We note your disclosure on page 102 that you estimate your total uninsured deposits increased from $648.0 million as of December 31, 2023, or 58.3% of your deposit portfolio, to $1.0 billion as of June 30, 2024, or 78.3% of your deposit portfolio. In addition, we note your disclosure on page 76 that in order to manage the risks associated with uninsured deposits, you aim to maintain high levels of liquidity, asset quality and financial strength. Understanding the seasonality associated with your deposits in general, to the extent applicable, please revise your filing to disclose whether you have policies or internal limits regarding concentrations in uninsured deposits, in total or by type of depositor, and whether you have complied with any such internal requirements for the periods presented.

Response:

In response to the Staff’s comment, the Company respectfully advises the Staff that it does not maintain policies or internal limits regarding concentrations in uninsured deposits, whether in total or by type of depositors. The Company has supplementally revised its risk factor on page 33 of the Registration Statement to disclose that the Company does not maintain policies or internal limits regarding its concentration of uninsured deposits.

Short-Term Borrowings, page 104

 

10.

Refer to prior comment 31. We note your updated disclosure on page 102 that provides details surrounding your federal funds line of credit agreements with certain correspondent banks. Please revise your filing to also include this and any other material information related to your borrowings in a footnote to your unaudited consolidated financial statements as of and for the three and six months ended June 30, 2024. Refer to Regulation S-X 9-03.13.

Response:

In response to the Staff’s comment, the Company has revised the disclosure on page F-18 of the Registration Statement to include information related to the Company’s borrowings in a footnote to unaudited consolidated financial statements as of and for the six months ended June 30, 2024.

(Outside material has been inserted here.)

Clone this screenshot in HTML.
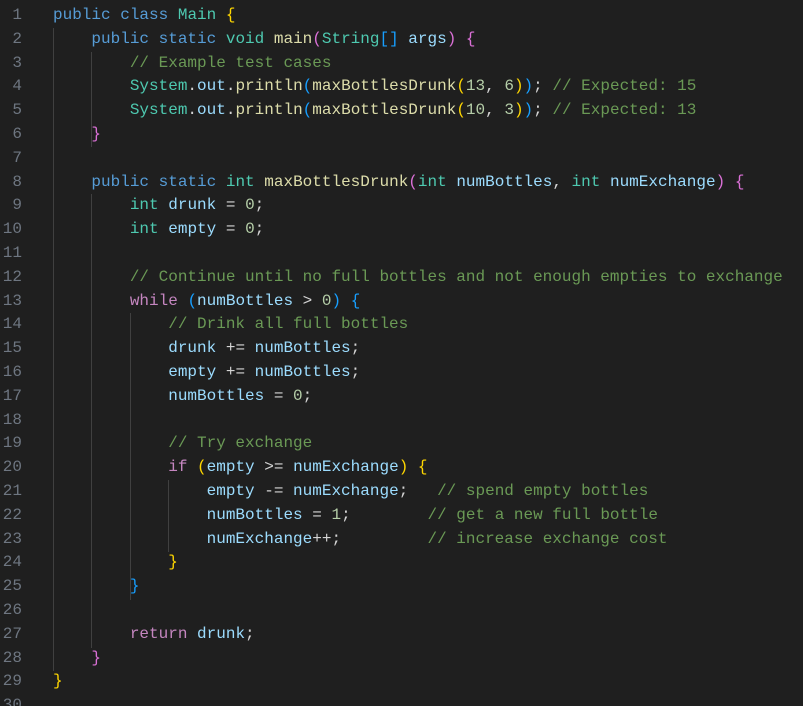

Notes to Consolidated Financial Statements

Note 1. Organization and Summary of Significant Accounting Policies

Reclassification, page F-31

 

11.

In your response to our prior comment 38, you state that you reclassified certain expense items between various components of noninterest expense and that “none of those reclassifications were material to stockholders’ equity or net income.” If true, please revise your disclosures to state definitively that there was no impact to stockholders’ equity or net income as a result of this reclassification. To the extent there were other reclassifications that had non-material impacts on these line items, please disclose the nature and magnitude of the additional change(s).

 

4


Response:

In response to the Staff’s comment, the Company has revised the disclosure on page F-31 of the Registration Statement to state that there was no impact to stockholders’ equity or net income as a result of the reclassification of certain expense items between various components of noninterest expense.

Please contact me at (212) 558-4175 if you have any questions or require any additional information in connection with this letter or the Registration Statement.

 

Sincerely,

/s/ Catherine M. Clarkin

Catherine M. Clarkin

 

cc:

Rachel G. Miller

(Chain Bridge Bancorp, Inc.)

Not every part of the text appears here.